Case Study:
Water and Wastewater Utilities
Planning for Climate Change
SOUTHERN NEVADA WATER AUTHORITY
Background
The Southern Nevada Water Authority (SNWA) is a cooperative of seven member agencies founded in 1991 with the
collective mission to manage the region's water resources and develop solutions that will ensure adequate future water
supplies for the Las Vegas Valley. Roughly 90% of the drinking water for the SNWA region is currently sourced from the
Colorado River via Lake Mead, the largest man-made reservoir in the United States. This water is processed through two
water treatment plants to serve residential customers and businesses in Las Vegas Valley, which includes roughly 2
million people and more than 40 million annual visitors.
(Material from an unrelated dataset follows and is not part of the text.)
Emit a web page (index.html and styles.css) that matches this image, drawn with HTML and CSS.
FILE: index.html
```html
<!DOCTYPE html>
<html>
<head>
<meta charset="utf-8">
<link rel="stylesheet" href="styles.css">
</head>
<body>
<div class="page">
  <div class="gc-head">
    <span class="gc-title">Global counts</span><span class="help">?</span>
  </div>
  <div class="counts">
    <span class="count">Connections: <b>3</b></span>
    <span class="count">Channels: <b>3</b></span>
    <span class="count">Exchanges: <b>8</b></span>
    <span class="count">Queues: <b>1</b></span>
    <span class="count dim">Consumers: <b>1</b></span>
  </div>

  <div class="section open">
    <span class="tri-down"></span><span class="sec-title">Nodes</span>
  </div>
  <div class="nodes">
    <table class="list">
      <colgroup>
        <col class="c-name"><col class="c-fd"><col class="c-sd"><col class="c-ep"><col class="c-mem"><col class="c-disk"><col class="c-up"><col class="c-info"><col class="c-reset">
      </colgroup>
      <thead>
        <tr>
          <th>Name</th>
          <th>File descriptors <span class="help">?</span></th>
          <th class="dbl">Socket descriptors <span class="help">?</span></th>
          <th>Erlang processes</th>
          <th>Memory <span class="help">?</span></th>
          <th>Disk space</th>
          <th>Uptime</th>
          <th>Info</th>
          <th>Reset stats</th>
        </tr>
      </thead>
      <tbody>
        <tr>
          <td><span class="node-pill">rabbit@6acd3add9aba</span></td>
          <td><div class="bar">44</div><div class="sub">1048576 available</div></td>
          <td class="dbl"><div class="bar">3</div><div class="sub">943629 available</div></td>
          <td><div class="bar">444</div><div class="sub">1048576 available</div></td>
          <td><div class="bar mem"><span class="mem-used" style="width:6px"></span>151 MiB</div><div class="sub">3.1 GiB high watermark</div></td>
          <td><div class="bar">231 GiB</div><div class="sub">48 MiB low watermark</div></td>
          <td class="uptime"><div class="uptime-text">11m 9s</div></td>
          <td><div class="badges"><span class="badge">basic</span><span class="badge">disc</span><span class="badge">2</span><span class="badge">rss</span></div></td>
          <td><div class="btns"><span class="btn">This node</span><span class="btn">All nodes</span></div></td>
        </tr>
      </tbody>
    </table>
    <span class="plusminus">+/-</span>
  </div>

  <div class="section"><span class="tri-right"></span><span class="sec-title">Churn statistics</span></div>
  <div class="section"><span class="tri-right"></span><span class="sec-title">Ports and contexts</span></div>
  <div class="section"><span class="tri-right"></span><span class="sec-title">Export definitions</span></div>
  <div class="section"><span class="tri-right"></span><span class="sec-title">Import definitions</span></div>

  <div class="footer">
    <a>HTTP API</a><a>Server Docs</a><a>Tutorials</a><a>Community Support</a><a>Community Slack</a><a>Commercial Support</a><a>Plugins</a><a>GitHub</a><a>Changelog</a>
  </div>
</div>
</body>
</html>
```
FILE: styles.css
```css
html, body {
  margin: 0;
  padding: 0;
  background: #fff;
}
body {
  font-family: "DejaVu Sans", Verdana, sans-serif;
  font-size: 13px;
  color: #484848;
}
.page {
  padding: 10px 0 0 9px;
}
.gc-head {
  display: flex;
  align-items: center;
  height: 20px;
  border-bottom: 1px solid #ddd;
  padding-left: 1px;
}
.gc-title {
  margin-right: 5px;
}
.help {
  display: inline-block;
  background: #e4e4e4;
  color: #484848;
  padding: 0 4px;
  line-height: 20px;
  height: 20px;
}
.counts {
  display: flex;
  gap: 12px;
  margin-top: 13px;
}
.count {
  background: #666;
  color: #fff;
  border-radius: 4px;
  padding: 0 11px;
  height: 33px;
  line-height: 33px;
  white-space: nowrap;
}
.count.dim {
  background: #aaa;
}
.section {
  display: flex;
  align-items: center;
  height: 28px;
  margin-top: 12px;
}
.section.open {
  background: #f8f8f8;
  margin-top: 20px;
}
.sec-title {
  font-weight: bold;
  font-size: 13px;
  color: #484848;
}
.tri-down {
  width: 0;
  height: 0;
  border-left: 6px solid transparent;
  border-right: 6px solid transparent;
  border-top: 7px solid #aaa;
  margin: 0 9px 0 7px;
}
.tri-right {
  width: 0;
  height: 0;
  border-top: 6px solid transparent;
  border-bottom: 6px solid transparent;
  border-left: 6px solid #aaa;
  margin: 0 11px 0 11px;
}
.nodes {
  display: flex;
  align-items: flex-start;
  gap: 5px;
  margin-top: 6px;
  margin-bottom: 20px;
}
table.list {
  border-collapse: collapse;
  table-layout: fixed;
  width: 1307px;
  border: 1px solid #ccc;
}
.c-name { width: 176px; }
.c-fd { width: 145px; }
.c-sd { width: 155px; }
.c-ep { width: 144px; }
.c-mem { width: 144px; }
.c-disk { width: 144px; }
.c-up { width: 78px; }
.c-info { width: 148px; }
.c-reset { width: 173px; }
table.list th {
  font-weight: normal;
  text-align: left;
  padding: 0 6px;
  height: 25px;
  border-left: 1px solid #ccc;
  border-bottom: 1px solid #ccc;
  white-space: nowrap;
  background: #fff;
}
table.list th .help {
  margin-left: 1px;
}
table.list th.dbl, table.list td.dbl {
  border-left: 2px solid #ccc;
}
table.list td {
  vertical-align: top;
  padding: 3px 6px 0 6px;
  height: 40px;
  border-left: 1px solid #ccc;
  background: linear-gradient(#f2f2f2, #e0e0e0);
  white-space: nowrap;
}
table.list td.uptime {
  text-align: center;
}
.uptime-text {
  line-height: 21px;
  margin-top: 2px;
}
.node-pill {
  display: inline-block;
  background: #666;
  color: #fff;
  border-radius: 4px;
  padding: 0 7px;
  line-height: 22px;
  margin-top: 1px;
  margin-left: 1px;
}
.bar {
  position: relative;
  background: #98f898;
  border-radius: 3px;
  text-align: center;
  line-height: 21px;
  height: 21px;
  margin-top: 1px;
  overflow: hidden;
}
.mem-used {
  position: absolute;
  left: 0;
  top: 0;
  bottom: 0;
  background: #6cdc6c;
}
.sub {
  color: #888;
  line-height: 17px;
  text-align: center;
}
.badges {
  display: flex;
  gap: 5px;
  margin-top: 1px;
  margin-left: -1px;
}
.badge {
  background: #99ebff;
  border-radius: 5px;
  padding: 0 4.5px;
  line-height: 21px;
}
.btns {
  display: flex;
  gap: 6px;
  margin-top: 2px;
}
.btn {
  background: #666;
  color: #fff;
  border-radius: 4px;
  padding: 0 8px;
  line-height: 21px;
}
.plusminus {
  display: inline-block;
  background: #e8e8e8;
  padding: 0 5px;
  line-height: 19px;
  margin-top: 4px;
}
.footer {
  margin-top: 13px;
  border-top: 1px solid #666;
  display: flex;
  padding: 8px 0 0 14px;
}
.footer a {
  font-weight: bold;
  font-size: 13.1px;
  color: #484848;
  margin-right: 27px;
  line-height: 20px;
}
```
Groundwater production provides additional water supply during
summer months.
Climate Threats
Historically, drought and population growth have complicated water management in the Southwest region of the country.
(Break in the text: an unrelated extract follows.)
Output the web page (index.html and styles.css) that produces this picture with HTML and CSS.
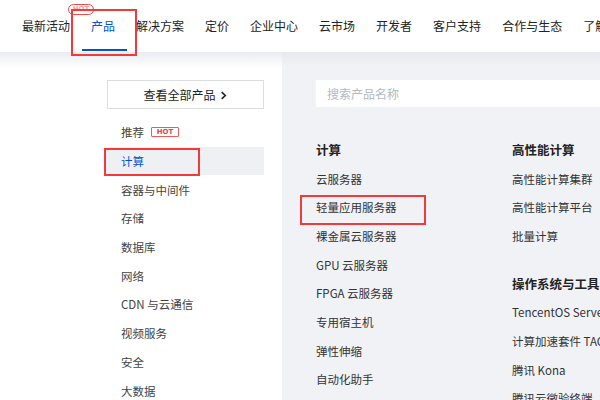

Recent extended drought has increased the challenge of maintaining a reliable supply of water and infrastructure to
access and treat supplies. In response, SNWA developed, and for the past two decades has successfully implemented,
an effective water resource plan and capital improvement plan. Despite the success of these plans' strategies, SNWA
faces significant challenges, including: the potential for continued decline in Lake Mead storage due to reduced Colorado
River streamflow, the potential loss of the ability to withdraw water from intakes, reduced water quality at intake locations,
and increased power requirements to pump water a greater vertical distance.
Planning Process
Recently, due largely to concerns about the additional impact of climate change on current drought conditions, SNWA
participated in an exercise with the U.S. Environmental Protection Agency (EPA) to demonstrate use of the Climate
Resilience Evaluation and Awareness Tool (CREAT) by beginning a climate risk assessment of overall threats to its
system and identifying opportunities for adaptation. Through a series of internal collaborations and webinars with EPA,
SNWA participants discussed their approach to risk assessment and began collecting information related to available
climate data, anticipated climate change impacts and potentially vulnerable assets.
Adaptation Measures
Based on impacts from prior drought events, SNWA has already taken action to protect its water resources and improve
the overall resilience of these resources to drought and climate change. Examples of these measures include an
extensive water conservation program and significant investment in enhancements to Lake Mead intake infrastructures.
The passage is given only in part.